Crazy, I know. Bibi is reading this and laughing: “The Palestinians will never do that. They could never get Hamas to adopt nonviolence. It’s not who the Palestinians are.”
That is exactly what Mubarak said about the Egyptian people:
“They are not capable of being anything but what they are:
docile and willing to eat whatever low expectations I feed them.”
But then Egyptians surprised him. How about you, Palestinians, especially Hamas? Do you have any surprise in you? Is Bibi right about you, or not?
As for Bibi, his Tahrir lesson is obvious: Sir, you are well on your way to becoming the Hosni Mubarak of the peace process. The time to make big decisions in life is when you have all the leverage on your side. For 30 years, Mubarak had all the leverage on his side to gradually move Egypt toward democracy — and he never used it. Then, when Mubarak’s people rose up, he tried to do it all in six days. But it was too late. No one believed him. So his tenure ended in ruin.
Israel today still has enormous leverage. It is vastly superior militarily and economically to the Palestinians, and it has the U.S. on its side. If Netanyahu actually put a credible, specific two-state peace map on the table — not just the same old vague promises about “painful compromises” — he could get the Americans and Europeans to toss in anything Israel wanted, including the newest weapons, NATO membership, maybe even European Union membership. It could be a security windfall for Israel. Does Bibi have any surprise in him or do the Palestinians have him right: a big faker, hiding a nationalist-religious agenda under a cloak of security?

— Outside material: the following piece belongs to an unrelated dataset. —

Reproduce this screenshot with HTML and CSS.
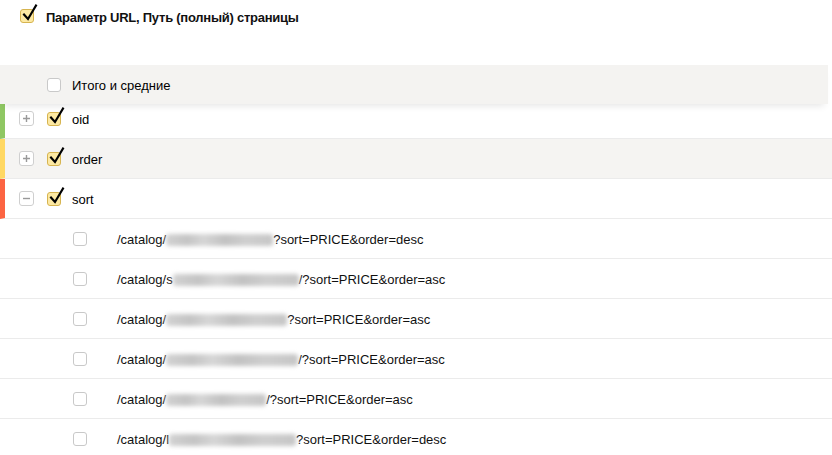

It may be that Israeli and Palestinian leaders are incapable of surprising anyone anymore, in which case the logic on the ground will prevail: Israel will gradually absorb the whole West Bank, so, together with Israel proper, a Jewish minority will be ruling over an Arab majority. Israel’s enemies will refer to it as “the Jewish apartheid state.” America, Israel’s only true friend, will find itself having to defend an Israel whose policies it does not believe in and whose leaders it does not respect — and the tensions between the U.S. and Israel displayed in Washington last week will seem quaint by comparison.